Critique : Lawrence d'Arabie

Jérémy Ponthieux | 19 novembre 2012
Jérémy Ponthieux | 19 novembre 2012

La consomption d'une allumette est stoppée net par le souffle sec d'un blond aux yeux d'un bleu perçant. Le soleil se lève dans le lointain d'une dune sableuse avec la grâce d'un miracle de nature. Sous un simple effet Koulechov, un mythe nait alors dans le cinéma américain et dans la culture populaire, à tel point qu'il poussera quelques cinéastes majeurs à prendre leur caméra pour essayer à leur tour. Nombre seront ceux qui tenteront avec roublardise de photocopier l'élan romanesque de ce monument du cinéma sans parvenir à en tirer une essence, voire une odeur. C'est que Lawrence d'Arabie, à l'aune de sa remasterisation patrimoniale, s'impose toujours comme une merveilleuse fresque psychologique doublée d'un film d'aventures à la portée historique pertinente. En somme, le vestige d'une certaine époque où la démesure hollywoodienne se conjuguait avec une réelle exigence filmique.

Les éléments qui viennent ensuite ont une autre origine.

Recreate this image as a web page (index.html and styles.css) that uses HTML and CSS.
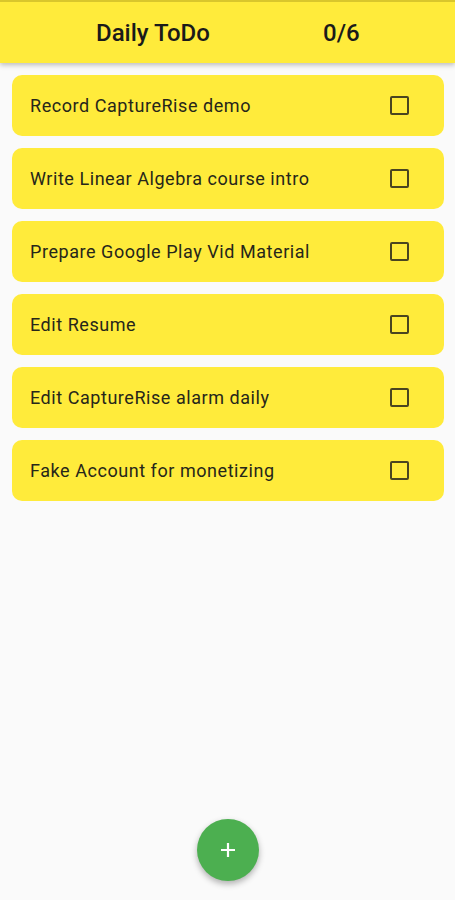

Lawrence d'Arabie est évidemment la capture d'une certaine esthétique moyen-orientale. Mais c'est d'abord le parcours mental du personnage éponyme, solitaire impertinent à la recherche d'un défi personnel. A l'instar d'un super-héros en devenir avec qui il partage plusieurs caractéristiques (l'intégration communale, la modestie, l'acceptation du destin, le costume sur-mesure...), le personnage est victime d'un parcours qui le dépasse progressivement et d'une cause qui l'amène à une aliénation fragile. Avec la précision diabolique d'une dramaturgie shakespearienne, le récit sait rester cohérent à chaque seconde qui s'égrène et fait ressentir comme peu d'autres la déliquescence de cet homme à la personnalité nébuleuse. Sa ténacité inspire un souffle romanesque au film qui lui vaudra ses célèbres moments de bravoure, et les fissures qui se dessinent au fil du récit font écho à l'humanité du sénateur Stoddard de  L'Homme qui tua Liberty Valance de John Ford. La galerie de personnages qui gravite autour de lui témoigne comme l'approche de David Lean de s'accrocher à une complexité humaine est la bonne, la direction d'acteurs brillante achevant de faire de Lawrence d'Arabie un film de personnages d'abord.

D'abord mais peut-être pas complétement, puisque la saveur de cette super-production s'avère immédiatement palpable dans ses longues plages de silence, logique captation du vide désertique où s'installe l'équipe de tournage. Rarement un film n'aura autant laissé la place au cinéma, celui d'une quiétude sauvage héritée d'un certain cinéma muet, où l'image seule suffisait à conduire les émotions et la pensée. L'image d'un Omar Sharif s'éloignant du chaud lointain sous l'œil inquiet de deux personnages à la dérive est de ces instants précieux dont regorge le film, où l'expression du vent, la beauté du paysage et l'essence même de la situation imprègnent la rétine, dans un respect solennel à la fois magnétique et pesant. L'évasion du spectateur devient alors totale, sans que ne soit miraculeusement laissée au vestiaire sa conscience critique, puisque le récit n'hésite pas à mettre en exergue un bourbier politique et humain dans lequel les bonnes intentions se craquèlent tragiquement sous le poids d'un Occident hypocrite. Ne reste alors plus qu'à saluer le brio technique du metteur en scène et de son chef opérateur, qui épousent l'impitoyable nature du désert avec un amour contagieux. Lawrence d'Arabie ou une étape capitale de la cinéphilie collective.